On 8 July 1991 Mary's coffin
was stolen from the grave by a furniture maker named Helmut Flatzelsteiner.
He was obsessed with solving the Mayerling mystery once and for all. He
took the coffin home to Linz and and had a medical examer examine it's
contents. But it was leaked to a newspaper in Vienna that Mary's grave
was now empty, and the police arrived with the press where once again the
grave was opened. It was empty. Flatzelsteiner finally confessed to the
deed and gave up Mary's remains to the Legal Medical Institute in Vienna
for further examination. They found the bones to be indeed a hundred
years old and those of a young woman around twenty, but part of the skull
was missing it and therefore they could not tell if there had ever been
a bullet hole present or not. Mary's remains were then put to rest
once more on the early morning
of October 28, 1993, under the guiding eye of Abbott Gerhard Hradil
- Perhaps finally this poor young woman will be left in peace!
Alas, at this rate,
we shall never know the real story of Mayerling Even Nostradamus
isn't too helpful here unfortunately, although he does give us some clues.
3-58 Near the Rhine and Noric mountains,
Will be born a great one of the people, but come too late.
One who will defend Lithuania and Hungary,
But no one will ever know, what happened to him.
Note in the numbering of this quatrain 3-58, we are given two digits of the year 1858, in which this Prince was born. The first line of this quatrain places the scene exactly in the middle of the heart of the Habsburg empire. Classical Noricum corresponded to the ancient Duchy of Austria. It was here, on July 24th 1858 that Crown Prince Rudolf was born.
Line
2 - a great one of the people - probably, if the prince had lived
and reigned, he would have been a man of the people, at least in comparison
to his Habsburg ancestors on the throne. He was very Liberal minded,
and that kind of thinking was unmentionable to the Habsburg monarchs of
the day. Was he actively plotting with the Hungarian nationalists? There
is plenty of evidence to suggest that he was, thus "defending Lithuania
and Hungary" against his oppressive and terribly autocratic father.

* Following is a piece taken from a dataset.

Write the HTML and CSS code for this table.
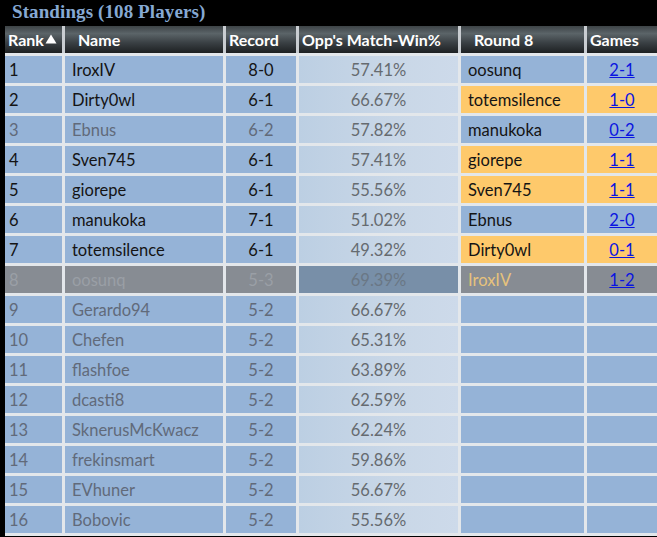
FILE: index.html
```html
<!DOCTYPE html>
<html>
<head>
<meta charset="utf-8">
<link rel="stylesheet" href="styles.css">
</head>
<body>
<div class="title">Standings (108 Players)</div>
<div class="board">
  <div class="row head">
    <div class="c h-rank">Rank<svg class="arrow" width="12" height="10" viewBox="0 0 12 10"><path d="M6 0.5 L11.5 9.5 L0.5 9.5 Z" fill="#fff"/></svg></div>
    <div class="c h-pad">Name</div>
    <div class="c">Record</div>
    <div class="c">Opp's Match-Win%</div>
    <div class="c h-pad">Round 8</div>
    <div class="c">Games</div>
  </div>
  <div class="row"><div class="c">1</div><div class="c name">IroxIV</div><div class="c rec">8-0</div><div class="c pct">57.41%</div><div class="c opp">oosunq</div><div class="c gm"><a href="#">2-1</a></div></div>
  <div class="row"><div class="c">2</div><div class="c name">Dirty0wl</div><div class="c rec">6-1</div><div class="c pct">66.67%</div><div class="c opp or">totemsilence</div><div class="c gm or"><a href="#">1-0</a></div></div>
  <div class="row dim"><div class="c">3</div><div class="c name">Ebnus</div><div class="c rec">6-2</div><div class="c pct">57.82%</div><div class="c opp">manukoka</div><div class="c gm"><a href="#">0-2</a></div></div>
  <div class="row"><div class="c">4</div><div class="c name">Sven745</div><div class="c rec">6-1</div><div class="c pct">57.41%</div><div class="c opp or">giorepe</div><div class="c gm or"><a href="#">1-1</a></div></div>
  <div class="row"><div class="c">5</div><div class="c name">giorepe</div><div class="c rec">6-1</div><div class="c pct">55.56%</div><div class="c opp or">Sven745</div><div class="c gm or"><a href="#">1-1</a></div></div>
  <div class="row"><div class="c">6</div><div class="c name">manukoka</div><div class="c rec">7-1</div><div class="c pct">51.02%</div><div class="c opp">Ebnus</div><div class="c gm"><a href="#">2-0</a></div></div>
  <div class="row"><div class="c">7</div><div class="c name">totemsilence</div><div class="c rec">6-1</div><div class="c pct">49.32%</div><div class="c opp or">Dirty0wl</div><div class="c gm or"><a href="#">0-1</a></div></div>
  <div class="row me"><div class="c">8</div><div class="c name">oosunq</div><div class="c rec">5-3</div><div class="c pct">69.39%</div><div class="c opp">IroxIV</div><div class="c gm"><a href="#">1-2</a></div></div>
  <div class="row dim"><div class="c">9</div><div class="c name">Gerardo94</div><div class="c rec">5-2</div><div class="c pct">66.67%</div><div class="c opp"></div><div class="c gm"></div></div>
  <div class="row dim"><div class="c">10</div><div class="c name">Chefen</div><div class="c rec">5-2</div><div class="c pct">65.31%</div><div class="c opp"></div><div class="c gm"></div></div>
  <div class="row dim"><div class="c">11</div><div class="c name">flashfoe</div><div class="c rec">5-2</div><div class="c pct">63.89%</div><div class="c opp"></div><div class="c gm"></div></div>
  <div class="row dim"><div class="c">12</div><div class="c name">dcasti8</div><div class="c rec">5-2</div><div class="c pct">62.59%</div><div class="c opp"></div><div class="c gm"></div></div>
  <div class="row dim"><div class="c">13</div><div class="c name">SknerusMcKwacz</div><div class="c rec">5-2</div><div class="c pct">62.24%</div><div class="c opp"></div><div class="c gm"></div></div>
  <div class="row dim"><div class="c">14</div><div class="c name">frekinsmart</div><div class="c rec">5-2</div><div class="c pct">59.86%</div><div class="c opp"></div><div class="c gm"></div></div>
  <div class="row dim"><div class="c">15</div><div class="c name">EVhuner</div><div class="c rec">5-2</div><div class="c pct">56.67%</div><div class="c opp"></div><div class="c gm"></div></div>
  <div class="row dim"><div class="c">16</div><div class="c name">Bobovic</div><div class="c rec">5-2</div><div class="c pct">55.56%</div><div class="c opp"></div><div class="c gm"></div></div>
</div>
</body>
</html>
```
FILE: styles.css
```css
html, body {
  margin: 0;
  padding: 0;
  background: #000;
}
body {
  width: 657px;
  height: 537px;
  overflow: hidden;
  font-family: Lato, "Open Sans", sans-serif;
  font-size: 16.5px;
}
.title {
  height: 26px;
  padding-left: 12px;
  color: #86a9d3;
  font-family: "Liberation Serif", serif;
  font-weight: bold;
  font-size: 19px;
  line-height: 24px;
  letter-spacing: 0.1px;
}
.board {
  margin-left: 5px;
  display: flex;
  flex-direction: column;
  gap: 3px;
  background: #e3e7eb;
  padding-bottom: 3px;
}
.row {
  display: grid;
  grid-template-columns: 57px 158px 70px 159px 123px 1fr;
  column-gap: 3px;
  height: 27px;
}
.c {
  display: flex;
  align-items: center;
  background: #95b3d7;
  color: #141414;
  padding-left: 4px;
  padding-top: 1px;
  white-space: nowrap;
  overflow: hidden;
}
.name { padding-left: 7px; }
.rec { justify-content: center; padding-left: 0; }
.pct {
  justify-content: center;
  padding-left: 0;
  color: #666b70;
  background: linear-gradient(to right, #bccfe3, #c9d7e7 60%, #cddaea);
}
.opp { padding-left: 7px; }
.gm { justify-content: center; padding-left: 0; }
.gm a { color: #0a14e0; text-decoration: underline; }
.or { background: #fec96b; }

.dim .c { color: #616a7a; }
.dim .pct { color: #666b70; }
.dim .opp { color: #141414; }

.me .c { background: #878c93; color: #9a9fa6; }
.me .pct { background: #788fa8; color: #6a7785; }
.me .opp { color: #e6c27c; }

.head {
  background: #c9cdd1;
  column-gap: 3px;
}
.head .c {
  background: linear-gradient(to bottom, #3d4346 0%, #5b6468 28%, #3a4044 62%, #1d2022 100%);
  color: #fff;
  font-weight: bold;
  font-size: 16px;
  padding-top: 0;
  padding-left: 3px;
}
.head .h-pad { padding-left: 13px; }
.head .h-rank { padding-left: 3px; }
.arrow { margin-left: 1px; margin-top: -2px; }
```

It is interesting to note what Nostradamus says also in line 2, that he
will be too late - when Crown Prince Rudolf died, it was like
a bell tolling the end of the Habsburg monarchy itself. It had lasted for
600 years, but it was soon about to end. However, there is a likely
chance that if Rudolf had lived, things may have ended up quite different.
Line
3 - no one will ever know what happened to him - How very true!
Although there have been many theories put forward over the years, no one
has ever actually determined the real truth. Possibly because the Emperor
himself, went to such extraordinary efforts to conceal it all!